What to do -
Give the number of lines that contain the string "React", please, and nothing else.
[BEGIN Information shown]
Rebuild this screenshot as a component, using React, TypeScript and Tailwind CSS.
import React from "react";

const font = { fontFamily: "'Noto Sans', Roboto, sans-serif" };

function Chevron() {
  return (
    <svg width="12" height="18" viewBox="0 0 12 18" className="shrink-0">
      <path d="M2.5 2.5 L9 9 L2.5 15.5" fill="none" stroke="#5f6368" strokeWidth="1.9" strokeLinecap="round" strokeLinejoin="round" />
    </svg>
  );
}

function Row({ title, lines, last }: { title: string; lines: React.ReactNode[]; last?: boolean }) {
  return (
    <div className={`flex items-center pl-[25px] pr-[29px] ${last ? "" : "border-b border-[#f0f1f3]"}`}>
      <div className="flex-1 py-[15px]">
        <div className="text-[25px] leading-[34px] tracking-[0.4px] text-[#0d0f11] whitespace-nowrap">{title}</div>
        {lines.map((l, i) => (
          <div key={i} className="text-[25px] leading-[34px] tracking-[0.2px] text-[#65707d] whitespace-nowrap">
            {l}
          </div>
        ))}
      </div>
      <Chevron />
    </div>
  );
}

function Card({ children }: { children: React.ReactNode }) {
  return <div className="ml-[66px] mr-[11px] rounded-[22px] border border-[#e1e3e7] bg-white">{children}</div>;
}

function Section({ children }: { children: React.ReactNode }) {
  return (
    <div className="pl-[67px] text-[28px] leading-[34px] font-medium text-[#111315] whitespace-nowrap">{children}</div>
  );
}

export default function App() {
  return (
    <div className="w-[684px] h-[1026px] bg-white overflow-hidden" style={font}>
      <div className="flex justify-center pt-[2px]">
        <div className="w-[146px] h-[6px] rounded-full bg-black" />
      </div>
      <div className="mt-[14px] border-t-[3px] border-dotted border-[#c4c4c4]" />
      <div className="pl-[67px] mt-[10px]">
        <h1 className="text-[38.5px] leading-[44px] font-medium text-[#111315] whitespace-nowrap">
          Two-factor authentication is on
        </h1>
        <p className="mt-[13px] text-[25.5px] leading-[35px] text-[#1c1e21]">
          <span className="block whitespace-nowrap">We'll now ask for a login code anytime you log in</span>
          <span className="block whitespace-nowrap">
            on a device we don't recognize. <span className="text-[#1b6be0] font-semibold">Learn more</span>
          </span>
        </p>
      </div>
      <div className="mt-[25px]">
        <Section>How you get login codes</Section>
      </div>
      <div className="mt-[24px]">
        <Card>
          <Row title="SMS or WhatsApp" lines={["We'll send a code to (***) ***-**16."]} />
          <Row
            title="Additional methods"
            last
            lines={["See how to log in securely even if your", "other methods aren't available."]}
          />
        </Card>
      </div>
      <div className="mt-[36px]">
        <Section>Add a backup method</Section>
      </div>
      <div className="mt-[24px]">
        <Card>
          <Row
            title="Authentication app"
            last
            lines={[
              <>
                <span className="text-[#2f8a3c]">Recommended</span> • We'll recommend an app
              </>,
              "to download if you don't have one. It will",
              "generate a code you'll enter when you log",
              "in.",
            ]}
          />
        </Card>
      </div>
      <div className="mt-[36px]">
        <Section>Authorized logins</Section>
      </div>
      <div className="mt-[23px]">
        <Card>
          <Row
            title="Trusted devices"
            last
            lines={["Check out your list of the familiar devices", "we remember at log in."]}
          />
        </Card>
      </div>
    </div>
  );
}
[END Information shown]
Result -
5